Regalia News — Indonesia mengalami penurunan peringkat dalam International Property Rights Index (IPRI) 2025 yang dirilis Property Rights Alliance (PRA).
Dalam laporan tahunan tersebut, Indonesia turun 10 peringkat secara global, dari posisi ke-62 pada 2024 menjadi ke-72 pada 2025, dengan skor melemah dari 5,00 menjadi 4,68.
IPRI 2025 membandingkan kekuatan perlindungan hak kepemilikan di 126 negara, mencakup hak kepemilikan fisik, kekayaan intelektual, serta iklim hukum dan politik yang melingkupinya.

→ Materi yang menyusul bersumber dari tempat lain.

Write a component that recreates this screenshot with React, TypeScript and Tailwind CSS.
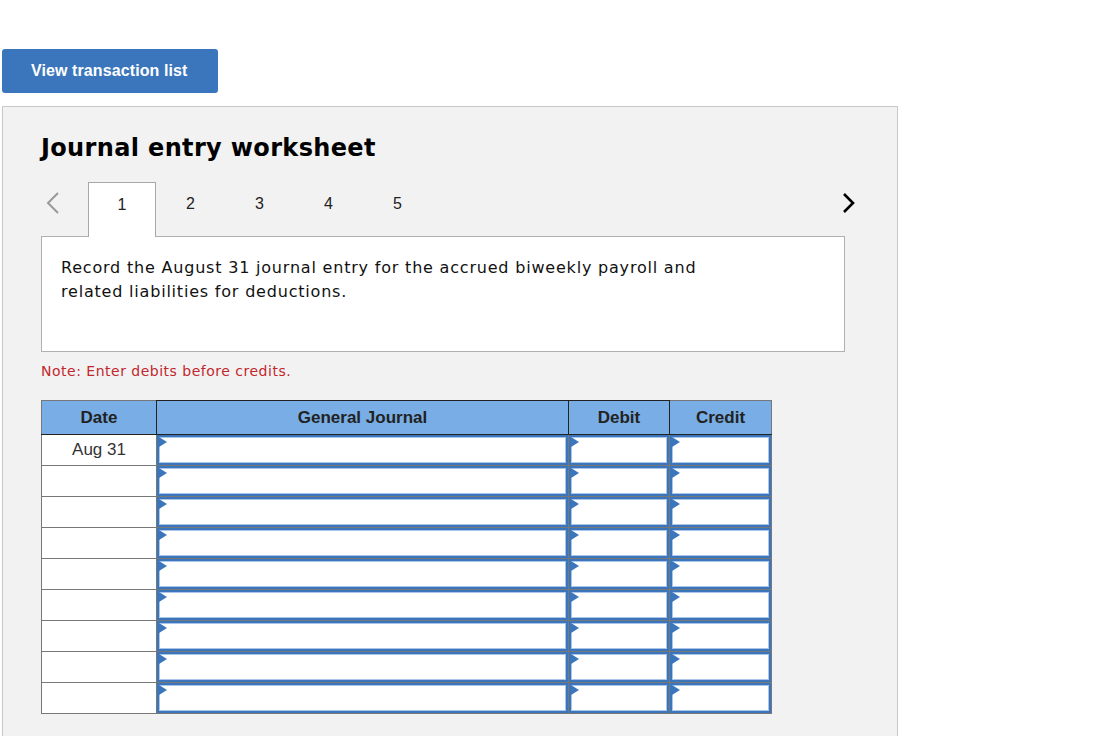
import React from 'react';

const verdana = { fontFamily: '"DejaVu Sans", Verdana, sans-serif' };

const InputCell = () => (
  <td className="p-0 border border-[#777]">
    <div className="relative h-[30px] bg-white border-2 border-[#3b76bc] shadow-[inset_0_0_0_1px_#a9c6ea]">
      <span className="absolute left-0 top-0 w-0 h-0 border-y-[5px] border-y-transparent border-l-[8px] border-l-[#3b76bc]" />
    </div>
  </td>
);

export default function App() {
  const rows = Array.from({ length: 9 }, (_, i) => i);

  return (
    <div className="w-[1102px] h-[736px] bg-white overflow-hidden pt-[49px]" style={{ fontFamily: '"Liberation Sans", Arial, sans-serif' }}>
      <button className="ml-[2px] w-[216px] h-[44px] rounded-[3px] bg-[#3b76bc] text-white font-bold text-[16px] text-left pl-[29px] tracking-[0.1px]">
        View transaction list
      </button>

      <div className="mt-[13px] ml-[2px] w-[896px] h-[640px] bg-[#f2f2f2] border border-[#c8c8c8] pl-[38px] pr-[52px]">
        <h1 className="mt-[25px] text-[24px] font-bold text-black leading-[32px] tracking-[0.35px]" style={verdana}>
          Journal entry worksheet
        </h1>

        <div className="mt-[18px] flex items-end h-[55px] relative">
          <span className="absolute left-[2px] top-[9px] text-[#999]">
            <svg width="18" height="24" viewBox="0 0 18 24" fill="none" stroke="currentColor" strokeWidth="2">
              <path d="M15 2 L5 12 L15 22" />
            </svg>
          </span>
          <div className="ml-[47px] flex">
            <div className="w-[68px] h-[55px] bg-white border border-b-0 border-[#a8a8a8] text-center pt-[10px] text-[16px] text-[#222] relative z-10">1</div>
            {['2', '3', '4', '5'].map((n) => (
              <div key={n} className="w-[69px] h-[55px] text-center pt-[10px] text-[16px] text-[#222]">{n}</div>
            ))}
          </div>
          <span className="absolute right-[-12px] top-[10px] text-black">
            <svg width="16" height="22" viewBox="0 0 16 22" fill="none" stroke="currentColor" strokeWidth="2.6">
              <path d="M3 2 L12 11 L3 20" />
            </svg>
          </span>
        </div>

        <div className="-mt-px w-[804px] h-[116px] bg-white border border-[#b0b0b0] px-[19px] pt-[19px] text-[16px] leading-[24px] tracking-[0.8px] text-[#111]" style={verdana}>
          Record the August 31 journal entry for the accrued biweekly payroll and
          <br />
          related liabilities for deductions.
        </div>

        <p className="mt-[9px] text-[14px] leading-[20px] tracking-[0.5px] text-[#c1272d]" style={verdana}>
          Note: Enter debits before credits.
        </p>

        <table className="mt-[19px] border-collapse table-fixed w-[730px]">
          <colgroup>
            <col className="w-[115px]" />
            <col className="w-[412px]" />
            <col className="w-[101px]" />
            <col className="w-[102px]" />
          </colgroup>
          <thead>
            <tr className="h-[34px] bg-[#78ade5] text-[17px] font-bold text-[#222]">
              <th className="border border-[#777] border-r-[#222] border-b-[#222]">Date</th>
              <th className="border border-[#222]">General Journal</th>
              <th className="border border-[#222]">Debit</th>
              <th className="border border-[#777] border-l-[#222] border-b-[#222]">Credit</th>
            </tr>
          </thead>
          <tbody>
            {rows.map((i) => (
              <tr key={i} className="h-[31px]">
                <td className="border border-[#777] bg-white text-center text-[17px] text-[#333] align-middle">
                  {i === 0 ? 'Aug 31' : ''}
                </td>
                <InputCell />
                <InputCell />
                <InputCell />
              </tr>
            ))}
          </tbody>
        </table>
      </div>
    </div>
  );
}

Laporan ini mencakup 93,23 persen populasi dunia dan 97,54 persen PDB global, dengan skor rata-rata global sebesar 5,13—menurun dari tahun sebelumnya.
Secara regional, Indonesia tetap berada di posisi ke-11 di kawasan Asia dan Oceania. Penurunan skor komposit mencerminkan tersendatnya reformasi institusional dan melemahnya perlindungan terhadap hak kepemilikan fisik.JAKARTA, Selasa, 21 Oktober 2025
Dari tiga pilar utama IPRI, penurunan paling tajam terjadi pada hak kepemilikan fisik, dengan skor merosot dari 5,63 menjadi 4,66. Peringkat global Indonesia dalam pilar ini jatuh dari 43 ke 66, seiring menurunnya persepsi perlindungan aset dan akses terhadap pembiayaan.
Pilar iklim hukum dan politik naik tipis dari 4,40 ke 4,41, namun peringkatnya turun dari posisi 67 ke 70. Hal ini menandakan masih lemahnya independensi peradilan dan pengendalian korupsi.
Meskipun terdapat sedikit perbaikan dalam stabilitas politik dan supremasi hukum.
Sementara hak kekayaan intelektual relatif stabil, dengan skor 4,96 dan peringkat naik ke posisi 71.
Country Manager Center for Market Education (CME) untuk Indonesia, Alfian Banjaransari, menyebut penurunan ini sebagai alarm serius.
“Independensi peradilan yang lemah dan perlindungan hak milik yang rapuh meningkatkan biaya modal dan mendorong investor mencari alternatif di negara lain,” ujarnya.
Chief Economist CME, Alvin Desfiandi, menambahkan bahwa penguatan kepastian hukum dan perlindungan kekayaan intelektual sangat penting, terutama menjelang implementasi Indonesia–EU Comprehensive Economic Partnership Agreement (CEPA).
Direktur Eksekutif PRA, Lorenzo Montanari, menegaskan bahwa perlindungan hak kepemilikan merupakan fondasi pertumbuhan ekonomi dan inovasi. “Kerangka hukum yang kuat melindungi aset investor dan mendorong riset serta pengembangan,” katanya.